I'm not altogether sure that the musicals that opera companies produce--mostly revivals of "classics" beginning with Show Boat and ending approximately with West Side Story--will necessarily bring in a new audience, since people who remember these shows with fondness are likely to be my age or older and set in their ways, one way or another. But I do tend to see reflexive hostility on the part of an otherwise sensible critic towards the very idea of opera companies doing musicals as the kind of snobbery that gives non-operagoers the impression that opera is not for them but only for the refined few. With that kind of press, it's no wonder that opera companies have to depend on donations and grants.

Charles T. Downey said...

Ah -- thanks for the clarification. I understand that the commenting interface can be mystifying.
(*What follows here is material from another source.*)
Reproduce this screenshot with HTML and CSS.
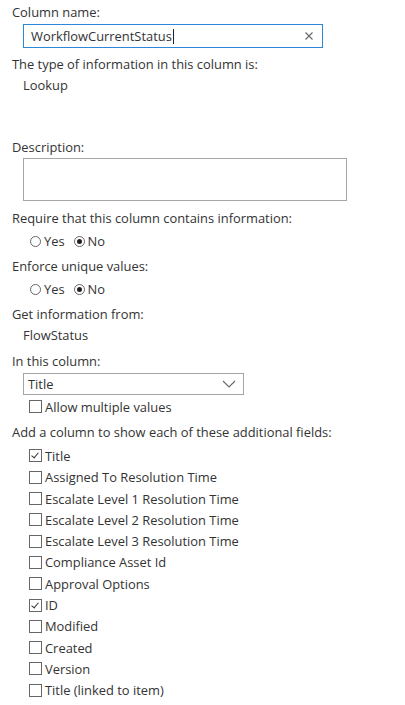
FILE: index.html
```html
<!DOCTYPE html>
<html>
<head>
<meta charset="utf-8">
<link rel="stylesheet" href="styles.css">
</head>
<body>
<div class="form">
  <div class="label first">Column name:</div>
  <div class="textbox">
    <span class="tb-text">WorkflowCurrentStatus</span><span class="caret"></span>
    <svg class="clear" width="10" height="10" viewBox="0 0 10 10"><path d="M1.5 1.5L8.5 8.5M8.5 1.5L1.5 8.5" stroke="#666" stroke-width="1.1" fill="none"/></svg>
  </div>
  <div class="label gap8">The type of information in this column is:</div>
  <div class="value">Lookup</div>

  <div class="label desc">Description:</div>
  <div class="textarea"></div>

  <div class="label gap9">Require that this column contains information:</div>
  <div class="radios">
    <span class="radio"></span><span class="rtext">Yes</span>
    <span class="radio on"></span><span class="rtext">No</span>
  </div>

  <div class="label gap7">Enforce unique values:</div>
  <div class="radios">
    <span class="radio"></span><span class="rtext">Yes</span>
    <span class="radio on"></span><span class="rtext">No</span>
  </div>

  <div class="label gap7">Get information from:</div>
  <div class="value">FlowStatus</div>

  <div class="label gap10">In this column:</div>
  <div class="select">
    <span>Title</span>
    <svg width="14" height="8" viewBox="0 0 14 8"><path d="M1 1L7 7L13 1" stroke="#666" stroke-width="1.1" fill="none"/></svg>
  </div>
  <div class="check single"><span class="box"></span>Allow multiple values</div>

  <div class="label gap7">Add a column to show each of these additional fields:</div>
  <div class="checks">
    <div class="check"><span class="box on"></span>Title</div>
    <div class="check"><span class="box"></span>Assigned To Resolution Time</div>
    <div class="check"><span class="box"></span>Escalate Level 1 Resolution Time</div>
    <div class="check"><span class="box"></span>Escalate Level 2 Resolution Time</div>
    <div class="check"><span class="box"></span>Escalate Level 3 Resolution Time</div>
    <div class="check"><span class="box"></span>Compliance Asset Id</div>
    <div class="check"><span class="box"></span>Approval Options</div>
    <div class="check"><span class="box on"></span>ID</div>
    <div class="check"><span class="box"></span>Modified</div>
    <div class="check"><span class="box"></span>Created</div>
    <div class="check"><span class="box"></span>Version</div>
    <div class="check"><span class="box"></span>Title (linked to item)</div>
  </div>
</div>
</body>
</html>
```
FILE: styles.css
```css
html, body {
  margin: 0;
  padding: 0;
  background: #fff;
}
body {
  font-family: "Open Sans", "Noto Sans", sans-serif;
  font-size: 12.9px;
  color: #333;
}
.form {
  padding-left: 12px;
  display: flex;
  flex-direction: column;
  align-items: flex-start;
}
.label {
  height: 16px;
  line-height: 16px;
  white-space: nowrap;
}
.first { margin-top: 4px; }
.gap7 { margin-top: 7px; }
.gap8 { margin-top: 8px; }
.gap9 { margin-top: 9px; }
.gap10 { margin-top: 10px; }
.desc { margin-top: 46px; }
.value {
  margin-top: 5px;
  margin-left: 11px;
  height: 16px;
  line-height: 16px;
}
.textbox {
  margin-top: 4px;
  margin-left: 11px;
  box-sizing: border-box;
  width: 300px;
  height: 24px;
  border: 1px solid #2b88d8;
  display: flex;
  align-items: center;
  padding-left: 7px;
  padding-right: 8px;
  color: #333;
}
.tb-text { line-height: 16px; }
.caret {
  display: inline-block;
  width: 1px;
  height: 15px;
  background: #222;
  margin-left: 1px;
}
.clear { margin-left: auto; }
.textarea {
  margin-top: 3px;
  margin-left: 11px;
  box-sizing: border-box;
  width: 324px;
  height: 43px;
  border: 1px solid #a6a6a6;
}
.radios {
  margin-top: 5px;
  margin-left: 18px;
  height: 20px;
  display: flex;
  align-items: center;
}
.radio {
  box-sizing: border-box;
  width: 11px;
  height: 11px;
  border: 1px solid #666;
  border-radius: 50%;
  display: inline-flex;
  align-items: center;
  justify-content: center;
}
.radio.on::after {
  content: "";
  width: 5px;
  height: 5px;
  border-radius: 50%;
  background: #222;
}
.rtext { margin-left: 3px; margin-right: 9px; }
.select {
  margin-top: 4px;
  margin-left: 11px;
  box-sizing: border-box;
  width: 221px;
  height: 22px;
  border: 1px solid #a6a6a6;
  display: flex;
  align-items: center;
  justify-content: space-between;
  padding-left: 4px;
  padding-right: 7px;
}
.checks {
  margin-top: 5px;
  display: flex;
  flex-direction: column;
}
.check {
  height: 21.3px;
  display: flex;
  align-items: center;
  margin-left: 17px;
  white-space: nowrap;
}
.single { margin-top: 1px; }
.box {
  box-sizing: border-box;
  width: 13px;
  height: 13px;
  border: 1px solid #666;
  margin-right: 3px;
  position: relative;
  flex: none;
}
.box.on::after {
  content: "";
  position: absolute;
  left: 3px;
  top: 1px;
  width: 3px;
  height: 6px;
  border-right: 1px solid #333;
  border-bottom: 1px solid #333;
  transform: rotate(40deg);
  transform-origin: center;
}
```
Ticket sales generally cover under half of an opera company's expenses, including at Glimmerglass. They have to depend on donations and grants no matter what coverage they get in the press. Some new listeners might think they will give "opera" a try and see "The Music Man," but is the goal to create an audience for opera or for musicals? More likely, the core audience, who goes to the opera to hear opera and who may be your donor base, will be annoyed.